Бреясь, Гарри мурлыкал себе под нос какую-то мелодию — откуда она взялась, он не знал. Может быть, он слышал ее по телевидению, а может быть, давно забытая польская песенка ожила в его памяти? У него не было музыкального слуха, он фальшивил, но привычка петь в ванной осталась. Сходить в уборную было целой проблемой. Уже несколько лет он принимал таблетки от запора, но они не очень-то помогали, и Гарри через день приходилось ставить себе клизму — долгая и непростая процедура для человека в его возрасте. Гарри старался регулярно делать зарядку: сидя в ванной, задирал вверх тощие ноги и хлопал по воде руками, как веслами. Все это ради продления жизни, но, даже делая упражнения, Гарри часто спрашивал себя: «А зачем?» Для чего ему жить? Нет, его жизнь не имела теперь никакого смысла, но разве жизнь его соседей была более осмысленной? В доме проживало много стариков, состоятельных или даже очень богатых. Кое-кто уже совсем не мог ходить или едва-едва передвигался, другие опирались на костыли. Многие страдали артритом или болезнью Паркинсона. Не дом, а больница какая-то! Люди умирали, а он узнавал об этом лишь через несколько недель, а то и месяцев. Хотя он поселился в этом доме одним из первых, он почти никого из жильцов не знал в лицо. В бассейн он не ходил, в карты не играл. В лифте и магазине с ним здоровались, а он часто понятия не имел, кто перед ним. Иногда его спрашивали: «Как поживаете, господин Бендинер?» — на что он обычно отвечал: «Какая жизнь в моем возрасте?! Каждый день — подарок».
Этот летний день начался как обычно. Гарри приготовил себе завтрак: рисовые хлопья со снятым молоком и кофе без кофеина с сахарином. Около половины десятого спустился на лифте за почтой. Дня не проходило, чтобы он не получил сколько-то чеков, но сегодняшний день оказался особенно урожайным. Хотя акции падали, компании продолжали выплачивать дивиденды. Гарри получал проценты по закладным, квартирную плату из своих домов, выплаты по облигациям и много чего еще — он сам уже толком не помнил. Ежегодно он получал ренту от страховой компании и ежемесячно — чек от организации социального обеспечения. Сегодняшнее утро принесло ему более одиннадцати тысяч долларов. Да, конечно, значительная их часть уйдет на оплату налогов, но все равно около пяти тысяч у него останется.
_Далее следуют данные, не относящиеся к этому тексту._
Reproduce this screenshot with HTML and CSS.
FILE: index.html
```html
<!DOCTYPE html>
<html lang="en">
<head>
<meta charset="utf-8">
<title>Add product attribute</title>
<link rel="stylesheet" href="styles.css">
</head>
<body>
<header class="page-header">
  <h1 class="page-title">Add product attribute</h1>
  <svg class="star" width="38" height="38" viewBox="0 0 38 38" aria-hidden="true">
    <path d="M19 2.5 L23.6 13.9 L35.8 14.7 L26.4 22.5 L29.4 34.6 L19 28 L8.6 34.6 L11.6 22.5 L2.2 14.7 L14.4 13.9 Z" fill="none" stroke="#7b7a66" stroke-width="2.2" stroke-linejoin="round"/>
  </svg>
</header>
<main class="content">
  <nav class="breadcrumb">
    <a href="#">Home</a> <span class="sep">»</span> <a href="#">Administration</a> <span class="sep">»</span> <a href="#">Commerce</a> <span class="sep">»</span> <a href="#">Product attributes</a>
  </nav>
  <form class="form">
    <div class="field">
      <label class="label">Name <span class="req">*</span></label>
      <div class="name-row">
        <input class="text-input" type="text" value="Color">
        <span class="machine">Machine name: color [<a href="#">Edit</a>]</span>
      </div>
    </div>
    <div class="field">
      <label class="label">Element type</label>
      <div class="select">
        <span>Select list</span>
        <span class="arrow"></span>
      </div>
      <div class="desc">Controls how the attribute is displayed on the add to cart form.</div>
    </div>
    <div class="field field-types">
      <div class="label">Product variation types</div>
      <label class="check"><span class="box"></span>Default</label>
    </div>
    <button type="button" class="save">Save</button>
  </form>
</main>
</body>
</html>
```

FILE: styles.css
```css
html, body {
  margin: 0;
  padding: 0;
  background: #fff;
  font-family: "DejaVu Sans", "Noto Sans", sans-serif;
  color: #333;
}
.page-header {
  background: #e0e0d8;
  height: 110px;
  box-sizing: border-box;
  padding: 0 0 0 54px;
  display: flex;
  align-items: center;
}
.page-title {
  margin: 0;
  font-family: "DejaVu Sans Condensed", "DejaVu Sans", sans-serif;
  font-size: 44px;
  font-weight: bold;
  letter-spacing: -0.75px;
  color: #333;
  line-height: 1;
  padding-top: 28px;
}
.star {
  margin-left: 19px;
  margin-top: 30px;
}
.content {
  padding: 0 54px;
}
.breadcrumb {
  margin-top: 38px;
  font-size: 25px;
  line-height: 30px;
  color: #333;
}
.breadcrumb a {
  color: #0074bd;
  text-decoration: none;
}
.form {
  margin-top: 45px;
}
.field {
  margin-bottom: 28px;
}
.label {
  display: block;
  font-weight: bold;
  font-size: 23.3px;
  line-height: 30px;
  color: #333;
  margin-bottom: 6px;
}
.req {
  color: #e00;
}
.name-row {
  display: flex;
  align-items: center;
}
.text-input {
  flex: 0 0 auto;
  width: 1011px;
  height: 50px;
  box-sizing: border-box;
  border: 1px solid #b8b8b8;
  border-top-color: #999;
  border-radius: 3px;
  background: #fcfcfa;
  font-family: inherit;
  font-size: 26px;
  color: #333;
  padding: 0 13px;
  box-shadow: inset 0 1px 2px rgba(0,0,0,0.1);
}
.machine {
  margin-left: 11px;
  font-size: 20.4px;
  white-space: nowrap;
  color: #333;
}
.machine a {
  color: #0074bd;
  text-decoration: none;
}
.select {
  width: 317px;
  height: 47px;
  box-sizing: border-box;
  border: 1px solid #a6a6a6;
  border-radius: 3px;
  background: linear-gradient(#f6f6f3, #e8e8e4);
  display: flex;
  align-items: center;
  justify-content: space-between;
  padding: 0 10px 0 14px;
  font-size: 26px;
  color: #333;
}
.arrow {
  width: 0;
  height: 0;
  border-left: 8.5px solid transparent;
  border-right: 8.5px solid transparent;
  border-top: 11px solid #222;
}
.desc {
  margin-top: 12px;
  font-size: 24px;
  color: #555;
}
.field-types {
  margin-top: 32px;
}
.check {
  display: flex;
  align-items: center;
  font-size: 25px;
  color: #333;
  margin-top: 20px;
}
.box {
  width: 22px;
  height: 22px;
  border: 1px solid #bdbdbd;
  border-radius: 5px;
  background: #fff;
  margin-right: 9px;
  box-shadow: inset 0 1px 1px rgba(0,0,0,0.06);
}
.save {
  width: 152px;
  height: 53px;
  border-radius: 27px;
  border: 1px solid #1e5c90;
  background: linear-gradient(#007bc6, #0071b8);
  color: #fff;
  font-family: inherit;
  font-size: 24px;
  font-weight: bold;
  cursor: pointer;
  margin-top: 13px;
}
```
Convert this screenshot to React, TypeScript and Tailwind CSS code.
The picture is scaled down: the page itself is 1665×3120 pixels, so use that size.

Делая подсчеты, он прикидывал, стоит ли идти в офис Меррилл Линч выяснить положение на бирже. Нет, незачем. Даже если утром акции поднялись, к концу дня они все равно упадут. «Не рынок, а сумасшедший дом», — пробормотал он. По его представлениям, инфляции должен был сопутствовать бычий, а не медвежий рынок. Но сейчас падали и доллар, и акции. В общем, единственное, в чем можно быть уверенным, так это в собственной смерти.
Около одиннадцати он отправился депонировать чеки. Банк был маленький, все служащие его знали и пожелали доброго утра. У него был свой сейф для хранения ценных бумаг и драгоценностей. Так вышло, что его жены все оставили ему; ни одна не подготовила завещания. Он сам точно не знал, сколько у него денег, но вряд ли меньше пяти миллионов долларов. Несмотря на это, он носил рубашку и брюки, какие мог бы позволить себе даже нищий. Он шел мелкими шажками опираясь на палочку. Время от времени оглядывался, не увязался ли кто-нибудь следом. Может быть, какой-нибудь негодяй узнал, как он богат, и собирается его похитить. Хотя день выдался ясный и на улице было полно народу, он знал, что никто бы не вмешался, если бы его схватили, втолкнули в машину и увезли в какой-нибудь заброшенный дом или пещеру. Никто не заплатил бы за него выкуп.
Закончив дела в банке, он направился домой. Солнце ослепительно сияло высоко в небе. Женщины, стоя под навесами у магазинных витрин, разглядывали платья, туфли, чулки, бюстгальтеры, купальники. На их лицах отражалась внутренняя борьба: купить или не купить? Гарри покосился на витрины. Нет, ему тут покупать нечего. С этой минуты и до пяти часов вечера, когда пора будет готовить ужин, ему ничего не понадобится. Он знал, чем займется, когда придет домой, — ляжет вздремнуть.